Amer, my brother-in-law, taught me faith. Even in the darkest days, he cracked jokes, made everyone laugh, and told his children, “These times will pass.” I carry both of them with me—Dr. Refaat’s persistence and Amer’s hope—into every classroom, every page I write, every conversation with my children. Their voices guide me more than any textbook or theory.
Exile has changed my understanding of freedom and belonging. In Gaza, even speech can cost you your life. More than 250 journalists have been killed in this genocide simply for telling the truth. Here in the U.S., I can speak freely, but the safety feels fragile, conditional. The most dangerous kind of silence is the one that denies the truth, when people refuse to call Gaza’s destruction a genocide, or pretend history began on October 7. Ignorance is not neutral; it is complicity.
What keeps me going are my children—their laughter, their future, their right to live without fear.
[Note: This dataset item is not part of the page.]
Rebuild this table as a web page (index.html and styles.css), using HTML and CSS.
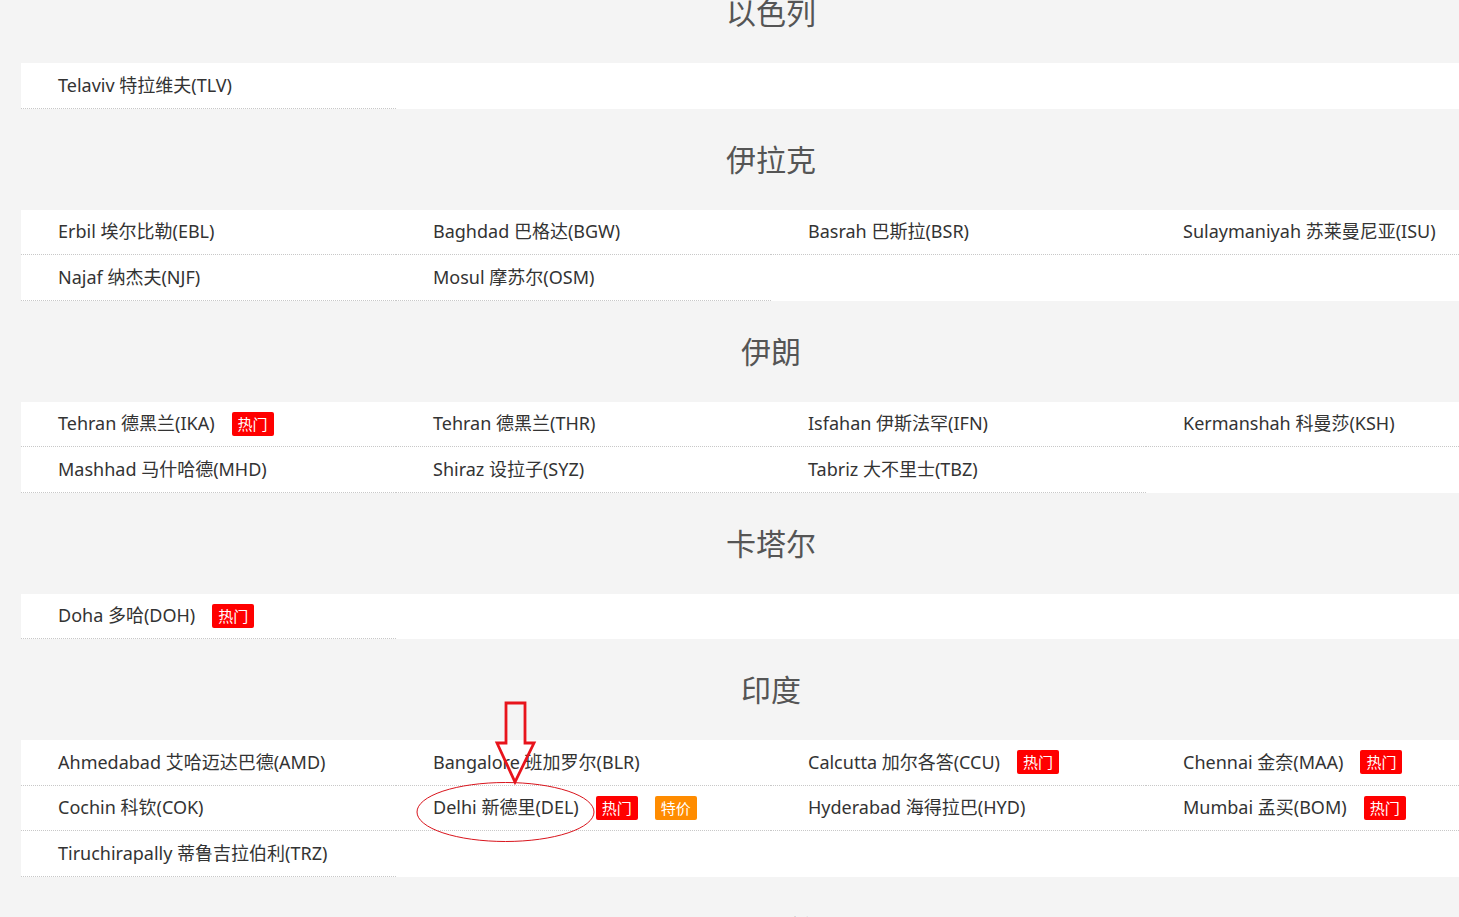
FILE: index.html
```html
<!DOCTYPE html>
<html lang="zh-CN">
<head>
<meta charset="utf-8">
<title>国际机场列表</title>
<link rel="stylesheet" href="styles.css">
</head>
<body>
<div class="page">
  <section class="country">
    <h2 class="country-title">以色列</h2>
    <ul class="city-list">
      <li class="city"><span class="city-name">Telaviv 特拉维夫(TLV)</span></li>
    </ul>
  </section>

  <section class="country">
    <h2 class="country-title">伊拉克</h2>
    <ul class="city-list">
      <li class="city"><span class="city-name">Erbil 埃尔比勒(EBL)</span></li>
      <li class="city"><span class="city-name">Baghdad 巴格达(BGW)</span></li>
      <li class="city"><span class="city-name">Basrah 巴斯拉(BSR)</span></li>
      <li class="city"><span class="city-name">Sulaymaniyah 苏莱曼尼亚(ISU)</span></li>
      <li class="city"><span class="city-name">Najaf 纳杰夫(NJF)</span></li>
      <li class="city"><span class="city-name">Mosul 摩苏尔(OSM)</span></li>
    </ul>
  </section>

  <section class="country">
    <h2 class="country-title">伊朗</h2>
    <ul class="city-list">
      <li class="city"><span class="city-name">Tehran 德黑兰(IKA)</span><span class="tag tag-hot">热门</span></li>
      <li class="city"><span class="city-name">Tehran 德黑兰(THR)</span></li>
      <li class="city"><span class="city-name">Isfahan 伊斯法罕(IFN)</span></li>
      <li class="city"><span class="city-name">Kermanshah 科曼莎(KSH)</span></li>
      <li class="city"><span class="city-name">Mashhad 马什哈德(MHD)</span></li>
      <li class="city"><span class="city-name">Shiraz 设拉子(SYZ)</span></li>
      <li class="city"><span class="city-name">Tabriz 大不里士(TBZ)</span></li>
    </ul>
  </section>

  <section class="country">
    <h2 class="country-title">卡塔尔</h2>
    <ul class="city-list">
      <li class="city"><span class="city-name">Doha 多哈(DOH)</span><span class="tag tag-hot">热门</span></li>
    </ul>
  </section>

  <section class="country">
    <h2 class="country-title">印度</h2>
    <ul class="city-list">
      <li class="city"><span class="city-name">Ahmedabad 艾哈迈达巴德(AMD)</span></li>
      <li class="city"><span class="city-name">Bangalore 班加罗尔(BLR)</span></li>
      <li class="city"><span class="city-name">Calcutta 加尔各答(CCU)</span><span class="tag tag-hot">热门</span></li>
      <li class="city"><span class="city-name">Chennai 金奈(MAA)</span><span class="tag tag-hot">热门</span></li>
      <li class="city"><span class="city-name">Cochin 科钦(COK)</span></li>
      <li class="city"><span class="city-name">Delhi 新德里(DEL)</span><span class="tag tag-hot">热门</span><span class="tag tag-sale">特价</span></li>
      <li class="city"><span class="city-name">Hyderabad 海得拉巴(HYD)</span></li>
      <li class="city"><span class="city-name">Mumbai 孟买(BOM)</span><span class="tag tag-hot">热门</span></li>
      <li class="city"><span class="city-name">Tiruchirapally 蒂鲁吉拉伯利(TRZ)</span></li>
    </ul>
  </section>

  <section class="country">
    <h2 class="country-title">阿联酋</h2>
  </section>

  <svg class="annotation" width="200" height="150" viewBox="0 0 200 150" aria-hidden="true">
    <path d="M89 2 H108 V42 H117 L98 81 L80 42 H89 Z" fill="none" stroke="#e8141c" stroke-width="2.8" stroke-linejoin="miter"/>
    <ellipse cx="88.5" cy="111" rx="88.5" ry="29.5" fill="none" stroke="#d9141c" stroke-width="1"/>
  </svg>
</div>
</body>
</html>
```

FILE: styles.css
```css
html {
  overflow: hidden;
  background: #f4f4f4;
}

body {
  margin: 0;
  background: #f4f4f4;
  font-family: "Noto Sans", "Noto Sans CJK SC", sans-serif;
  color: #333;
}

.page {
  position: relative;
  width: 1500px;
  margin: -38px 0 0 21px;
}

.country-title {
  margin: 0;
  padding: 29px 0 32px;
  line-height: 40px;
  font-size: 30px;
  font-weight: normal;
  text-align: center;
  color: #555;
  font-family: "Noto Sans CJK SC", sans-serif;
}

.country:last-of-type .country-title {
  padding-top: 32px;
}

.city-list {
  list-style: none;
  margin: 0;
  padding: 0;
  display: grid;
  grid-template-columns: repeat(4, 375px);
  background: #fff;
}

.city {
  box-sizing: border-box;
  display: flex;
  align-items: center;
  height: 45.5px;
  padding-left: 37px;
  border-bottom: 1px dotted #c8c8c8;
  font-size: 18px;
  white-space: nowrap;
}

.city-name {
  color: #333;
  margin-bottom: 3px;
}

.tag {
  margin-left: 17px;
  width: 42px;
  height: 24px;
  line-height: 24px;
  border-radius: 2px;
  color: #fff;
  font-size: 15px;
  text-align: center;
  font-family: "Noto Sans CJK SC", sans-serif;
}

.tag-hot {
  background: #ff0000;
}

.tag-sale {
  background: #ff8c00;
}

.annotation {
  position: absolute;
  left: 396px;
  top: 739px;
  overflow: visible;
}
```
My parents, still in Gaza, tell me on the phone, “Keep going. Even if we die, we’re proud that you can continue our story.” Their faith is my fuel.
Every day, I live in two worlds. One is filled with safety, light, and the sound of my children learning new words in English. The other is filled with rubble, loss, and unanswered messages from family and friends. I have learned to live in both at once and to hold grief and strength in the same breath.
If I could speak to the world, not as a scholar but simply as a father and a Palestinian, I would say this: Look at Palestinians from a human perspective, not a political one. And if politics blinds you, then at least care for the children of Gaza, of everywhere. Because half of Gaza’s population are children, and they deserve the same simple things my own children have here: safety, light, and the chance to dream.